Почему бы не верить ему тоже?
«Какая пустынная улица», – подумалось Шио. Мысли её разделились на Тобираму, который вызвался её проводить до дома, и Изуну, так как завтра уже пора и придётся с ним сложно. Ликорисы источились.
– Срежем здесь? – Сенджу кивнул на мало освещённую и более узкую улочку. Тобирама с удивлением для себя нервничал и надеялся, что так станет проще.
В этих делах у него опыта не было.
– Давай.
Они свернули. Когда они отошли от света фонарей, Тобирама засмотрелся на игру теней на её лице. Казалось, что она иномирный дух; выйдут на свет – навсегда исчезнет.

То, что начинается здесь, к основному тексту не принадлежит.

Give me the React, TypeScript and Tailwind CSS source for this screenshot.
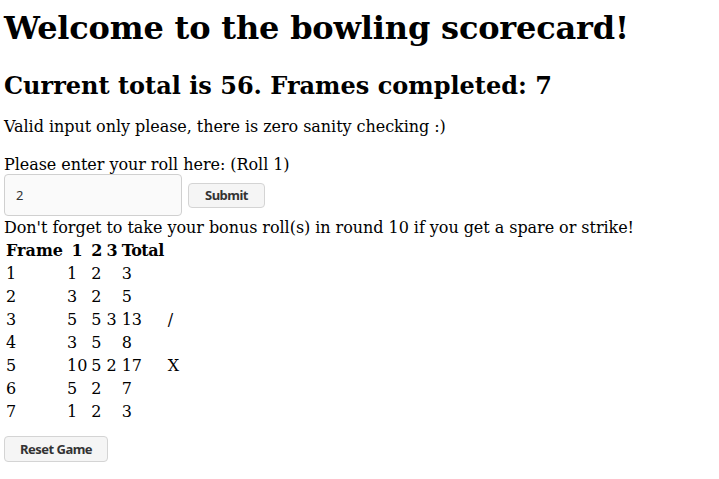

Это не должно быть так. Его взгляд должен останавливаться на прекрасных женщинах с мягкими руками и длинными прекрасными волосами; от них бы пахло цветами, журавли летали бы по подолу одежд. Сенджу выбрал бы себе жену – такую женщину, и тихо берёг бы дома, чтобы сначала прожить только с ней несколько лет, а потом ждать сыновей.
Но его угораздило страшно желать её, желать сражаться рядом с ней до конца своих дней, не зная покоя – но и печали, сгорая в неведомом ему пламени чужой души. И что-то ещё, сумбурно-непонятное, чему Тобирама был не в силах пока дать определение.
Сенджу коснулся её плеча, преодолевая приличное расстояние между ними. Ёко повернулась, посмотрела снизу вверх и в следующую секунду еле слышно охнула со смесью тихого ужаса и горя.
Тобирама хотел её поцеловать: прикрыл глаза, наклонился, придерживая за плечи… Разве имела она права давать ему ложную надежду? Разве могла Шио морочить ему голову, не имея того, что было ему нужно?
Даже если бы осталась в Конохе навсегда – не имела.
Сенджу коснулся губами чужих пальцев: девушка выставила между ними сложенные руки. Её ясно блестящие глаза были совсем близко. Ёко отвернулась вниз и вбок, замерев телом, и покачала головой.
– Нет. Я не могу ответить тебе тем же, – тихо произнесла она.
И, толкнув его от себя и отшатнувшись, убежала от него прочь. Тобирама остался один на тёмной улице и не чувствовал ничего. Пустота.
Так, наверное, правильно. Было бы хуже, если бы Шио начала с ним кокетничать или бы позволила поцеловать из жалости.